# Hypothesis-Driven Exploratory Data Analysis (EDA)

## Project: E-commerce Operations & Customer Experience Analytics  
**Company Context:** Olist (Multi-seller e-commerce marketplace)

**Objective:**  
To validate predefined business hypotheses related to delivery performance, customer satisfaction, and revenue risk using structured exploratory data analysis.


## 1. Business Objective

Despite stable order volumes, customer satisfaction metrics have declined.
The objective of this analysis is to identify operational drivers—particularly delivery performance—
that negatively impact customer experience and pose potential revenue risk.

This EDA is conducted after:
- Problem Statement definition
- Project Charter approval
- Hypothesis-to-Metric mapping
- Data Validation & Quality checks


## 1. Business Objective

Despite stable order volumes, customer satisfaction metrics have declined.
The objective of this analysis is to identify operational drivers—particularly delivery performance—
that negatively impact customer experience and pose potential revenue risk.

This EDA is conducted after:
- Problem Statement definition
- Project Charter approval
- Hypothesis-to-Metric mapping
- Data Validation & Quality checks


## 2. Hypotheses Being Tested

The analysis focuses on validating the following hypotheses:

- **H1:** Delivery delays negatively impact customer ratings  
- **H2:** A small subset of sellers accounts for the majority of delivery delays  
- **H3:** Delivery delays are concentrated in specific geographic regions  
- **H4:** Delayed orders represent a significant portion of total revenue (revenue at risk)

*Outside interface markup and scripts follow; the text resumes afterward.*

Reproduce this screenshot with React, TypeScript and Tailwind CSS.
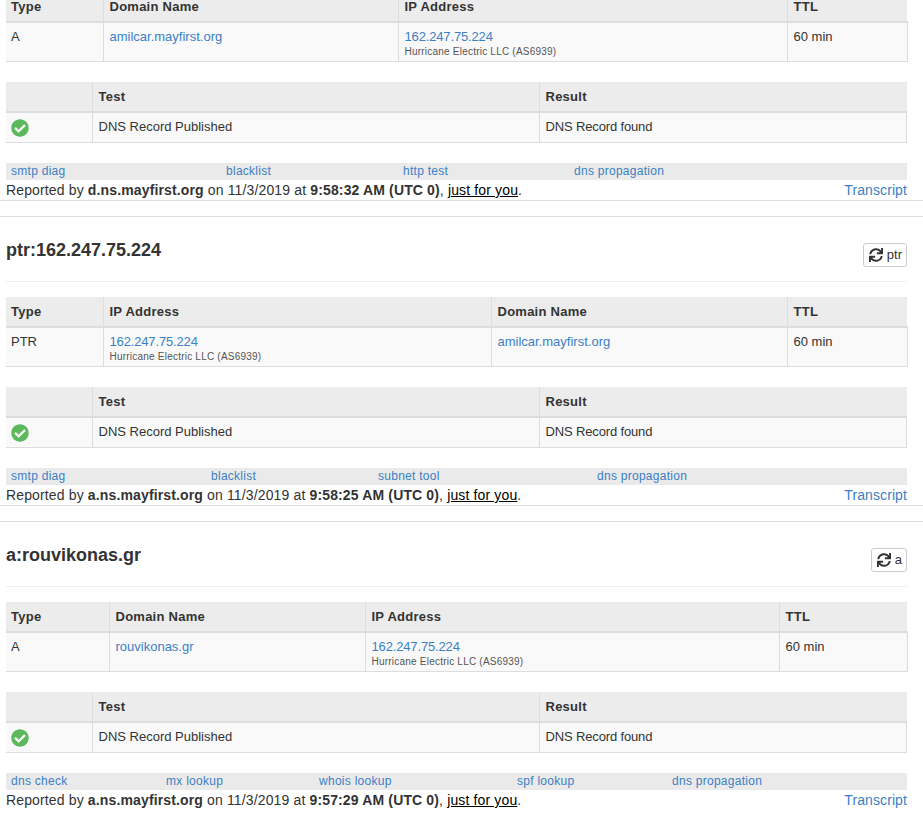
import { FaCheckCircle, FaSync } from "react-icons/fa";

const A = "text-[#3b7fc4]";

function Provider() {
  return <div className="text-[10px] leading-[11px] tracking-[0.22px] text-[#555]">Hurricane Electric LLC (AS6939)</div>;
}

function Ip() {
  return (
    <>
      <div className={`${A} leading-[18px] tracking-[-0.15px]`}>162.247.75.224</div>
      <Provider />
    </>
  );
}

type Col = { title: string; width: number; cell: React.ReactNode };

function RecordTable({ cols }: { cols: Col[] }) {
  return (
    <table className="table-fixed w-[901px] border-collapse text-[13px]">
      <colgroup>
        {cols.map((c) => (
          <col key={c.title} style={{ width: c.width }} />
        ))}
      </colgroup>
      <thead>
        <tr className="bg-[#ececec]">
          {cols.map((c, i) => (
            <th
              key={c.title}
              className={`h-[30px] border-b-2 border-[#ddd] py-0 pr-[5px] text-left font-bold tracking-[0.25px] align-middle ${i > 0 ? "border-l border-l-[#ddd] pl-[6px]" : "pl-[5px]"}`}
            >
              {c.title}
            </th>
          ))}
        </tr>
      </thead>
      <tbody>
        <tr className="bg-[#f9f9f9]">
          {cols.map((c, i) => (
            <td
              key={c.title}
              className={`h-[39px] border-b border-[#ddd] pr-[5px] pt-[5px] pb-[3px] align-top leading-[18px] ${i > 0 ? "border-l border-l-[#ddd] pl-[6px]" : "pl-[5px]"} ${i === cols.length - 1 ? "border-r border-r-[#ddd]" : ""}`}
            >
              {c.cell}
            </td>
          ))}
        </tr>
      </tbody>
    </table>
  );
}

function TestTable() {
  return (
    <table className="table-fixed w-[901px] border-collapse mt-[20px] text-[13px]">
      <colgroup>
        <col style={{ width: 86 }} />
        <col style={{ width: 447 }} />
        <col />
      </colgroup>
      <thead>
        <tr className="bg-[#ececec]">
          <th className="h-[30px] border-b-2 border-[#ddd]" />
          <th className="border-b-2 border-l border-[#ddd] pl-[6px] pr-[5px] pt-[1px] text-left font-bold tracking-[0.25px]">Test</th>
          <th className="border-b-2 border-l border-[#ddd] pl-[6px] pr-[5px] pt-[1px] text-left font-bold tracking-[0.25px]">Result</th>
        </tr>
      </thead>
      <tbody>
        <tr className="bg-[#f9f9f9]">
          <td className="h-[31px] border-b border-[#ddd] pl-[5px] pt-[1px] align-middle">
            <FaCheckCircle className="text-[#5cb85c] text-[18px]" />
          </td>
          <td className="border-b border-l border-[#ddd] pl-[6px] pr-[5px] pb-[1px] align-middle">DNS Record Published</td>
          <td className="border-b border-l border-r border-[#ddd] pl-[6px] pr-[5px] pb-[1px] align-middle tracking-[-0.15px]">DNS Record found</td>
        </tr>
      </tbody>
    </table>
  );
}

function Footer({ links, server, time }: { links: [string, number][]; server: string; time: string }) {
  return (
    <>
      <div className="mt-[20px] flex h-[17px] w-[901px] items-center bg-[#eaeaea] pb-[1px] pl-[5px] text-[12px] tracking-[0.27px]">
        {links.map(([label, w]) => (
          <span key={label} className={`${A} shrink-0`} style={{ width: w }}>
            {label}
          </span>
        ))}
      </div>
      <div className="flex h-[20px] w-[901px] items-center justify-between leading-[20px]">
        <span className="tracking-[0.14px]">
          Reported by <b>{server}</b> on 11/3/2019 at <b>{time} (UTC 0)</b>,{" "}
          <span className="text-black underline">just for you</span>.
        </span>
        <span className={`${A} tracking-[0.1px]`}>Transcript</span>
      </div>
    </>
  );
}

function Heading({ title, btn }: { title: string; btn: string }) {
  return (
    <div className="mx-[6px] flex h-[65px] w-[901px] items-start justify-between border-b border-[#eee]">
      <h2 className="mt-[23px] text-[18px] leading-[20px] font-bold">{title}</h2>
      <button className="mt-[26px] flex h-[24px] items-center gap-[4px] rounded-[3px] border border-[#ccc] bg-white pl-[5px] pr-[4px] text-[13px] text-[#333]">
        <FaSync className="text-[14px]" />
        {btn}
      </button>
    </div>
  );
}

export default function App() {
  return (
    <div
      className="h-[817px] w-[923px] overflow-hidden bg-white text-[14px] leading-[20px] text-[#333]"
      style={{ fontFamily: '"Liberation Sans", Arial, sans-serif' }}
    >
      <div className="-mt-[8px] border-b border-[#ddd] pb-0">
        <div className="mx-[6px]">
          <RecordTable
            cols={[
              { title: "Type", width: 97, cell: "A" },
              { title: "Domain Name", width: 295, cell: <span className={A}>amilcar.mayfirst.org</span> },
              { title: "IP Address", width: 389, cell: <Ip /> },
              { title: "TTL", width: 120, cell: "60 min" },
            ]}
          />
          <TestTable />
          <Footer
            links={[
              ["smtp diag", 215],
              ["blacklist", 177],
              ["http test", 171],
              ["dns propagation", 120],
            ]}
            server="d.ns.mayfirst.org"
            time="9:58:32 AM"
          />
        </div>
      </div>

      <div className="mt-[15px] border-t border-[#ddd]">
        <Heading title="ptr:162.247.75.224" btn="ptr" />
        <div className="mx-[6px] mt-[15px]">
          <RecordTable
            cols={[
              { title: "Type", width: 97, cell: "PTR" },
              { title: "IP Address", width: 388, cell: <Ip /> },
              { title: "Domain Name", width: 296, cell: <span className={A}>amilcar.mayfirst.org</span> },
              { title: "TTL", width: 120, cell: "60 min" },
            ]}
          />
          <TestTable />
          <Footer
            links={[
              ["smtp diag", 200],
              ["blacklist", 167],
              ["subnet tool", 219],
              ["dns propagation", 120],
            ]}
            server="a.ns.mayfirst.org"
            time="9:58:25 AM"
          />
        </div>
      </div>
      <div className="border-b border-[#ddd]" />

      <div className="mt-[15px] border-t border-[#ddd]">
        <Heading title="a:rouvikonas.gr" btn="a" />
        <div className="mx-[6px] mt-[15px]">
          <RecordTable
            cols={[
              { title: "Type", width: 103, cell: "A" },
              { title: "Domain Name", width: 256, cell: <span className={A}>rouvikonas.gr</span> },
              { title: "IP Address", width: 414, cell: <Ip /> },
              { title: "TTL", width: 128, cell: "60 min" },
            ]}
          />
          <TestTable />
          <Footer
            links={[
              ["dns check", 155],
              ["mx lookup", 153],
              ["whois lookup", 198],
              ["spf lookup", 155],
              ["dns propagation", 120],
            ]}
            server="a.ns.mayfirst.org"
            time="9:57:29 AM"
          />
        </div>
      </div>
    </div>
  );
}
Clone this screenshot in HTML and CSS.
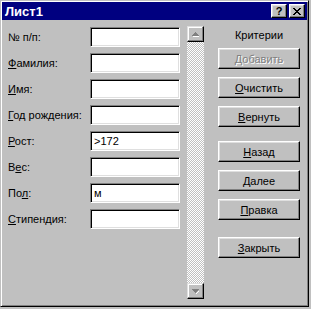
FILE: index.html
```html
<!DOCTYPE html>
<html>
<head>
  <title>Лист1</title>
  <link rel="stylesheet" href="styles.css">
</head>
<body>
  <div class="window">
    <div class="titlebar">
      <span class="title">Лист1</span>
      <button class="tbtn help">?</button>
      <button class="tbtn close">
        <svg width="8" height="7" viewBox="0 0 8 7"><path d="M0 0h2v1h1v1h2v-1h1v-1h2v1h-1v1h-1v1h-1v1h1v1h1v1h1v1h-2v-1h-1v-1h-2v1h-1v1h-2v-1h1v-1h1v-1h1v-1h-1v-1h-1v-1h-1z" fill="#000"/></svg>
      </button>
    </div>
    <div class="content">
      <div class="form">
        <label>№ п/п:</label><input type="text">
        <label><u>Ф</u>амилия:</label><input type="text">
        <label><u>И</u>мя:</label><input type="text">
        <label><u>Г</u>од рождения:</label><input type="text">
        <label><u>Р</u>ост:</label><input type="text" value="&gt;172">
        <label>В<u>е</u>с:</label><input type="text">
        <label>По<u>л</u>:</label><input type="text" value="м">
        <label><u>С</u>типендия:</label><input type="text">
      </div>
      <div class="scrollbar">
        <div class="sbtn">
          <svg width="7" height="5" viewBox="0 0 7 5"><path d="M1 4h6v1h-6z" fill="#fff"/><path d="M3 0h1v1h1v1h1v1h1v1h-7v-1h1v-1h1v-1h1z" fill="#808080"/></svg>
        </div>
        <div class="track"></div>
        <div class="sbtn">
          <svg width="7" height="5" viewBox="0 0 7 5"><path d="M4 4h1v-1h1v-1h1v1h-1v1h-1v1h-1z" fill="#fff"/><path d="M0 0h7v1h-1v1h-1v1h-1v1h-1v-1h-1v-1h-1v-1h-1z" fill="#808080"/></svg>
        </div>
      </div>
      <div class="panel">
        <div class="caption">Критерии</div>
        <button class="btn" disabled>Добавить</button>
        <button class="btn"><u>О</u>чистить</button>
        <button class="btn"><u>В</u>ернуть</button>
        <button class="btn sep"><u>Н</u>азад</button>
        <button class="btn"><u>Д</u>алее</button>
        <button class="btn"><u>П</u>равка</button>
        <button class="btn sep2"><u>З</u>акрыть</button>
      </div>
    </div>
  </div>
</body>
</html>
```

FILE: styles.css
```css
body {
  margin: 0;
  background-color: #c0c0c0;
  font-family: "Liberation Sans", Arial, sans-serif;
  font-size: 11px;
  color: #000;
}
.window {
  width: 309px;
  height: 307px;
  box-sizing: border-box;
  background-color: #c0c0c0;
  border: 1px solid;
  border-color: #c0c0c0 #000 #000 #c0c0c0;
  box-shadow: inset 1px 1px #fff, inset -1px -1px #808080;
  padding: 1px;
}
.titlebar {
  height: 18px;
  background-color: #000080;
  display: flex;
  align-items: center;
  padding: 0 2px 0 3px;
}
.title {
  flex: 1;
  color: #fff;
  font-weight: bold;
  font-size: 13px;
}
.tbtn {
  width: 16px;
  height: 14px;
  padding: 0;
  margin: 0;
  background-color: #c0c0c0;
  border: 1px solid;
  border-color: #fff #000 #000 #fff;
  box-shadow: inset -1px -1px #808080, inset 1px 1px #dfdfdf;
  display: flex;
  align-items: center;
  justify-content: center;
  font-family: "Liberation Sans", Arial, sans-serif;
  font-weight: bold;
  font-size: 11px;
  line-height: 1;
}
.help {
  margin-right: 2px;
}
.content {
  display: flex;
  padding: 6px 0 0 6px;
}
.form {
  display: grid;
  grid-template-columns: 82px 90px;
  row-gap: 6px;
  margin-top: 1px;
  align-content: start;
}
.form label {
  align-self: center;
  white-space: nowrap;
}
.form input {
  width: 90px;
  height: 20px;
  box-sizing: border-box;
  margin: 0;
  padding: 0 3px;
  background-color: #fff;
  border: 1px solid;
  border-color: #808080 #fff #fff #808080;
  box-shadow: inset 1px 1px #000, inset -1px -1px #dfdfdf;
  font-family: "Liberation Sans", Arial, sans-serif;
  font-size: 11px;
  color: #000;
  outline: none;
}
.scrollbar {
  margin-left: 7px;
  width: 17px;
  height: 273px;
  display: flex;
  flex-direction: column;
}
.sbtn {
  height: 16px;
  box-sizing: border-box;
  background-color: #c0c0c0;
  border: 1px solid;
  border-color: #dfdfdf #000 #000 #dfdfdf;
  box-shadow: inset -1px -1px #808080, inset 1px 1px #fff;
  display: flex;
  align-items: center;
  justify-content: center;
}
.track {
  flex: 1;
  background: repeating-conic-gradient(#fff 0 25%, #c0c0c0 0 50%) 0 0 / 2px 2px;
}
.panel {
  margin-left: 14px;
  width: 82px;
  display: flex;
  flex-direction: column;
}
.caption {
  height: 22px;
  line-height: 18px;
  text-align: center;
}
.btn {
  height: 21px;
  margin: 0 0 8px 0;
  padding: 0;
  background-color: #c0c0c0;
  border: 1px solid;
  border-color: #fff #000 #000 #fff;
  box-shadow: inset -1px -1px #808080, inset 1px 1px #dfdfdf;
  font-family: "Liberation Sans", Arial, sans-serif;
  font-size: 11px;
  color: #000;
}
.btn:disabled {
  color: #808080;
  text-shadow: 1px 1px #fff;
}
.sep {
  margin-top: 6px;
}
.sep2 {
  margin-top: 9px;
}
```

All exploratory analysis is explicitly aligned to these hypotheses.


## 3. Dataset Overview

The dataset represents transactional data from a multi-seller e-commerce marketplace and includes:

- Orders and delivery timelines
- Order items and revenue information
- Seller identifiers
- Customer review scores
- Geographic information (city/state)

### Initial checks performed:
- Total number of orders
- Date range coverage
- Number of sellers
- Percentage of orders with customer reviews
- Percentage of delayed deliveries


## 4. Data Preparation Summary

Prior to analysis, the following data preparation steps were completed:

- Removed records with invalid or missing delivery dates
- Excluded cancelled orders from revenue calculations
- Excluded orders without reviews from satisfaction analysis
- Validated delivery timelines for logical consistency

These steps ensure that insights are based on accurate and reliable data.


## 5. Feature Engineering

The following derived features were created to support hypothesis testing:

- **delivery_delay_days** = actual_delivery_date − estimated_delivery_date
- **delivery_status** = On-time / Delayed
- **delay_bucket**:
  - 0 days
  - 1–2 days
  - 3–5 days
  - >5 days
- **order_revenue** = price × quantity

These features enable standardized comparison across orders, sellers, and regions.


## 6. Hypothesis 1: Impact of Delivery Delays on Customer Ratings

**Business Question:**  
Do delayed deliveries lead to lower customer satisfaction?


### Analysis Plan

To test this hypothesis, we will:
- Compare average customer ratings for on-time vs delayed orders
- Analyze ratings across delivery delay buckets
- Measure the percentage of low ratings (<3) for each delay bucket


### Insight

Orders delivered with delays greater than a few days show a significantly higher proportion
of low customer ratings. This indicates that delivery performance is a critical driver
of customer satisfaction.


## 7. Hypothesis 2: Seller-Level Concentration of Delivery Delays

**Business Question:**  
Are delivery delays driven by a small subset of sellers?


### Analysis Plan

- Calculate seller-wise delivery delay metrics
- Rank sellers by percentage of delayed orders
- Perform concentration analysis to identify high-impact sellers


### Insight

A relatively small group of sellers contributes disproportionately to delayed deliveries,
suggesting that targeted seller-level interventions could yield significant operational improvements.


## 8. Hypothesis 3: Geographic Concentration of Delivery Delays

**Business Question:**  
Are delivery delays concentrated in specific cities or states?


### Insight

Certain geographic regions consistently exhibit higher average delivery delays,
indicating potential regional logistics bottlenecks rather than isolated incidents.


## 9. Hypothesis 4: Revenue at Risk Due to Delivery Delays

**Business Question:**  
How much revenue is associated with delayed deliveries?


### Insight

A meaningful portion of total revenue is generated from delayed orders,
highlighting a direct link between operational inefficiencies and financial risk.


## 10. EDA Summary & Hypothesis Validation

| Hypothesis | Status | Summary |
|-----------|-------|--------|
| H1 | Supported | Ratings decline as delivery delays increase |
| H2 | Supported | Delays are concentrated among few sellers |
| H3 | Partially Supported | Regional delay patterns observed |
| H4 | Supported | Delayed orders represent revenue risk |

This EDA validates that delivery performance is a key lever for improving
customer satisfaction and protecting revenue.